There is an almost comic contrast at the center of DKIM. The concept is clean: sign selected headers and body content, publish the public key in DNS, let receivers verify. The operational reality is less poetic. Key rotation gets forgotten. Old selectors accumulate. Vendors ask admins to publish one more selector, one more outsourced sender, one more supposedly harmless DNS record. Years later the organization has a small cemetery of stale selectors under _domainkey, some active, some abandoned, some half-documented, and one that everybody is afraid to remove because it might still power a billing system no one has touched since a management reorg three logos ago. That is why checking DKIM records is not academic hygiene. It is infrastructure archaeology with consequences.
The bigger lesson is worth saying plainly. Email authentication systems exist because the internet became too large and too hostile for trust by posture alone. DKIM is one answer to that reality. It lets a domain-associated signer attach a cryptographic signature to mail and lets receivers validate the associated public key through DNS. It does not solve every trust problem. It does not replace judgment. It does not rescue a badly run mail operation from its own habits. But it does provide a verifiable technical statement that can be checked instead of merely believed. On the modern internet, that counts as progress.
So what should a serious DKIM Record Checker really tell you?
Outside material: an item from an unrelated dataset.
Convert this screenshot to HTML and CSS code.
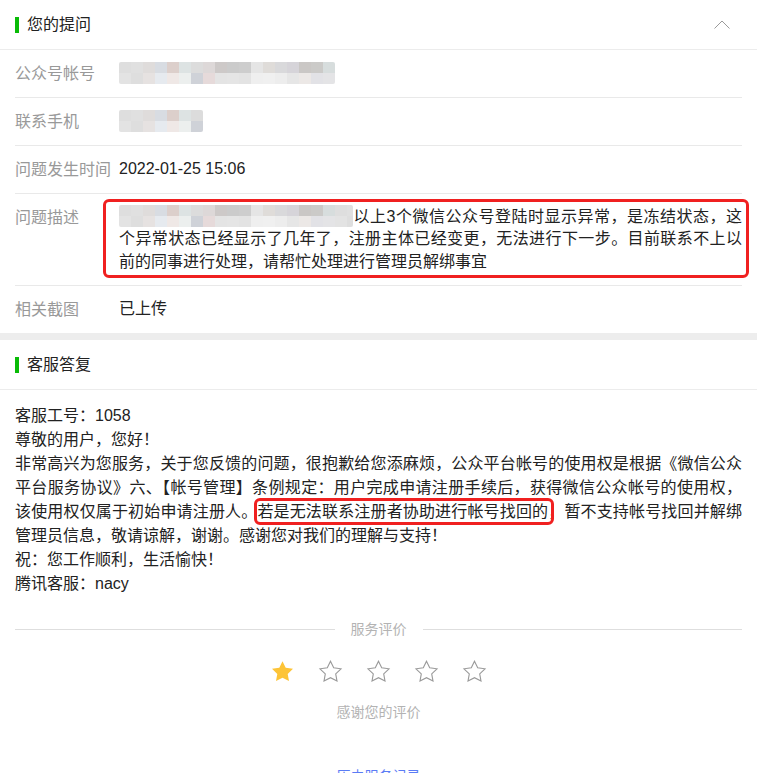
FILE: index.html
```html
<!DOCTYPE html>
<html lang="zh-CN">
  <head>
    <meta charset="UTF-8" />
    <meta name="viewport" content="width=device-width, initial-scale=1.0" />
    <title>问题详情</title>

    <link rel="stylesheet" href="styles.css">
  </head>

  <body>
    <div class="panel">
      <div class="panel-hd">
        <h2 class="panel-title">您的提问</h2>
        <svg class="fold" width="16" height="9" viewBox="0 0 16 9">
          <polyline points="0.5,8.5 8,1 15.5,8.5" fill="none" stroke="#9a9a9a" stroke-width="1" />
        </svg>
      </div>
      <ul class="info-list">
        <li class="info-row">
          <span class="info-label">公众号帐号</span>
          <div class="info-value"><span class="mosaic mosaic-account"></span></div>
        </li>
        <li class="info-row">
          <span class="info-label">联系手机</span>
          <div class="info-value"><span class="mosaic mosaic-phone"></span></div>
        </li>
        <li class="info-row">
          <span class="info-label">问题发生时间</span>
          <div class="info-value">2022-01-25 15:06</div>
        </li>
        <li class="info-row info-row-desc">
          <span class="info-label">问题描述</span>
          <div class="info-value info-value-mark"><span class="mosaic mosaic-desc"></span>以上3个微信公众号登陆时显示异常，是冻结状态，这个异常状态已经显示了几年了，注册主体已经变更，无法进行下一步。目前联系不上以前的同事进行处理，请帮忙处理进行管理员解绑事宜</div>
        </li>
        <li class="info-row">
          <span class="info-label">相关截图</span>
          <div class="info-value">已上传</div>
        </li>
      </ul>
    </div>

    <div class="band"></div>

    <div class="panel">
      <div class="panel-hd">
        <h2 class="panel-title">客服答复</h2>
      </div>
      <div class="reply">
        <p>客服工号：1058</p>
        <p>尊敬的用户，您好！</p>
        <p>非常高兴为您服务，关于您反馈的问题，很抱歉给您添麻烦，公众平台帐号的使用权是根据《微信公众平台服务协议》六、【帐号管理】条例规定：用户完成申请注册手续后，获得微信公众帐号的使用权，该使用权仅属于初始申请注册人。<span class="reply-mark">若是无法联系注册者协助进行帐号找回的</span>，暂不支持帐号找回并解绑管理员信息，敬请谅解，谢谢。感谢您对我们的理解与支持！</p>
        <p>祝：您工作顺利，生活愉快！</p>
        <p>腾讯客服：nacy</p>
      </div>

      <div class="rate">
        <div class="rate-title">服务评价</div>
        <div class="stars">
          <svg class="star" viewBox="0 0 24 24"><path class="star-on" d="M12 1.2l3.2 6.6 7.3 1-5.3 5.1 1.3 7.2L12 17.7l-6.5 3.4 1.3-7.2L1.5 8.8l7.3-1z" /></svg>
          <svg class="star" viewBox="0 0 24 24"><path class="star-off" d="M12 1.2l3.2 6.6 7.3 1-5.3 5.1 1.3 7.2L12 17.7l-6.5 3.4 1.3-7.2L1.5 8.8l7.3-1z" /></svg>
          <svg class="star" viewBox="0 0 24 24"><path class="star-off" d="M12 1.2l3.2 6.6 7.3 1-5.3 5.1 1.3 7.2L12 17.7l-6.5 3.4 1.3-7.2L1.5 8.8l7.3-1z" /></svg>
          <svg class="star" viewBox="0 0 24 24"><path class="star-off" d="M12 1.2l3.2 6.6 7.3 1-5.3 5.1 1.3 7.2L12 17.7l-6.5 3.4 1.3-7.2L1.5 8.8l7.3-1z" /></svg>
          <svg class="star" viewBox="0 0 24 24"><path class="star-off" d="M12 1.2l3.2 6.6 7.3 1-5.3 5.1 1.3 7.2L12 17.7l-6.5 3.4 1.3-7.2L1.5 8.8l7.3-1z" /></svg>
        </div>
        <p class="rate-tip">感谢您的评价</p>
        <a class="history-link" href="#">历史服务记录</a>
      </div>
    </div>
  </body>
</html>
```

FILE: styles.css
```css
* {
  margin: 0;
  padding: 0;
  box-sizing: border-box;
}

body {
  font-family: "Liberation Sans", "Noto Sans CJK SC", sans-serif;
  font-size: 16px;
  color: #222222;
  background-color: #ffffff;
  padding-bottom: 40px;
}

.panel-hd {
  display: flex;
  align-items: center;
  justify-content: space-between;
  height: 50px;
  padding: 0 27px 0 15px;
  border-bottom: 1px solid #ececec;
}

.panel-title {
  display: flex;
  align-items: center;
  font-size: 16px;
  font-weight: normal;
  line-height: 24px;
  color: #222222;
}

.panel-title::before {
  content: "";
  width: 4px;
  height: 16px;
  margin-right: 8px;
  background-color: #09bb07;
}

.fold {
  display: block;
}

.info-list {
  list-style: none;
  padding: 0 15px;
}

.info-row {
  display: flex;
  align-items: flex-start;
  padding: 12px 0 11px;
  border-bottom: 1px solid #e9e9e9;
}

.info-row:last-child {
  border-bottom: none;
}

.info-row-desc {
  padding-bottom: 12px;
}

.info-label {
  width: 104px;
  flex-shrink: 0;
  color: #999999;
  line-height: 24px;
}

.info-value {
  flex: 1;
  line-height: 22.4px;
  text-align: justify;
}

.info-value-mark {
  padding: 4px 4px 2px 13px;
  margin: -4px -4px -2px -13px;
  outline: 3px solid #f02020;
  border-radius: 3px;
}

/* pixelated blocks hiding private data */
.mosaic {
  display: inline-block;
  vertical-align: top;
  height: 22px;
  border-radius: 2px;
  background-image:
    linear-gradient(90deg, #dedede 0 12px, #e0e0e0 12px 24px, #dfdcdb 24px 36px, #d8dce2 36px 48px, #dccfcb 48px 60px, #dde3e3 60px 72px, #dcdcdc 72px 84px, #ddd8d8 84px 96px, #cdc9c8 96px 108px, #cbcbcb 108px 120px, #cdcdcd 120px 132px, #e5e5e5 132px 144px, #dfdcd9 144px 156px, #d9d9db 156px 168px, #d6d4d9 168px 180px, #cac7c5 180px 192px, #cbcac8 192px 204px, #d7dddd 204px 216px),
    linear-gradient(90deg, #e3e3e3 0 12px, #dedede 12px 24px, #e6e2e1 24px 36px, #e6eaef 36px 48px, #efe8e6 48px 60px, #ecefee 60px 72px, #cfd2d8 72px 84px, #e6dada 84px 96px, #e4e4e4 96px 108px, #e5e5e5 108px 120px, #e3e3e3 120px 132px, #efefef 132px 144px, #f0f0f0 144px 156px, #ededed 156px 168px, #e6e6e6 168px 180px, #ece8e6 180px 192px, #e2e2e6 192px 204px, #e4e4e6 204px 216px);
  background-size: 216px 11px;
  background-position: 0 0, 0 11px;
  background-repeat: repeat-x;
}

.mosaic-account {
  width: 216px;
}

.mosaic-phone {
  width: 84px;
}

.mosaic-desc {
  width: 234px;
  margin-top: -1px;
}

.band {
  height: 7px;
  background-color: #ededed;
}

.reply {
  padding: 14px 15px 0;
  line-height: 24px;
  text-align: justify;
}

.reply-mark {
  padding: 2px 3px 2px 0;
  margin-right: -3px;
  outline: 3px solid #f02020;
  border-radius: 3px;
}

.rate {
  margin-top: 23px;
  padding: 0 15px;
  text-align: center;
}

.rate-title {
  display: flex;
  align-items: center;
  gap: 16px;
  font-size: 14px;
  line-height: 20px;
  color: #b3b3b3;
}

.rate-title::before,
.rate-title::after {
  content: "";
  flex: 1;
  height: 1px;
  background-color: #dedede;
}

.stars {
  display: flex;
  justify-content: center;
  gap: 23px;
  margin-top: 21px;
}

.star {
  width: 25px;
  height: 24px;
}

.star-on {
  fill: #fdc437;
}

.star-off {
  fill: none;
  stroke: #999999;
  stroke-width: 1.1;
}

.rate-tip {
  margin-top: 18px;
  font-size: 14px;
  line-height: 20px;
  color: #b3b3b3;
}

.history-link {
  display: inline-block;
  margin-top: 44px;
  font-size: 14px;
  line-height: 20px;
  color: #5b7cf5;
  text-decoration: none;
}
```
Whether the selector host exists. Whether a proper v=DKIM1 record is there. Whether the public key is present, decodable, and plausible. Whether the key appears revoked. Whether the record advertises flags or service restrictions that matter. Whether the cryptography looks current enough to be respectable. And, perhaps most importantly, whether your domain’s mail-signing story is built on an actual published key or on the kind of administrative wishfulness that tends to collapse the moment a receiving server asks for evidence.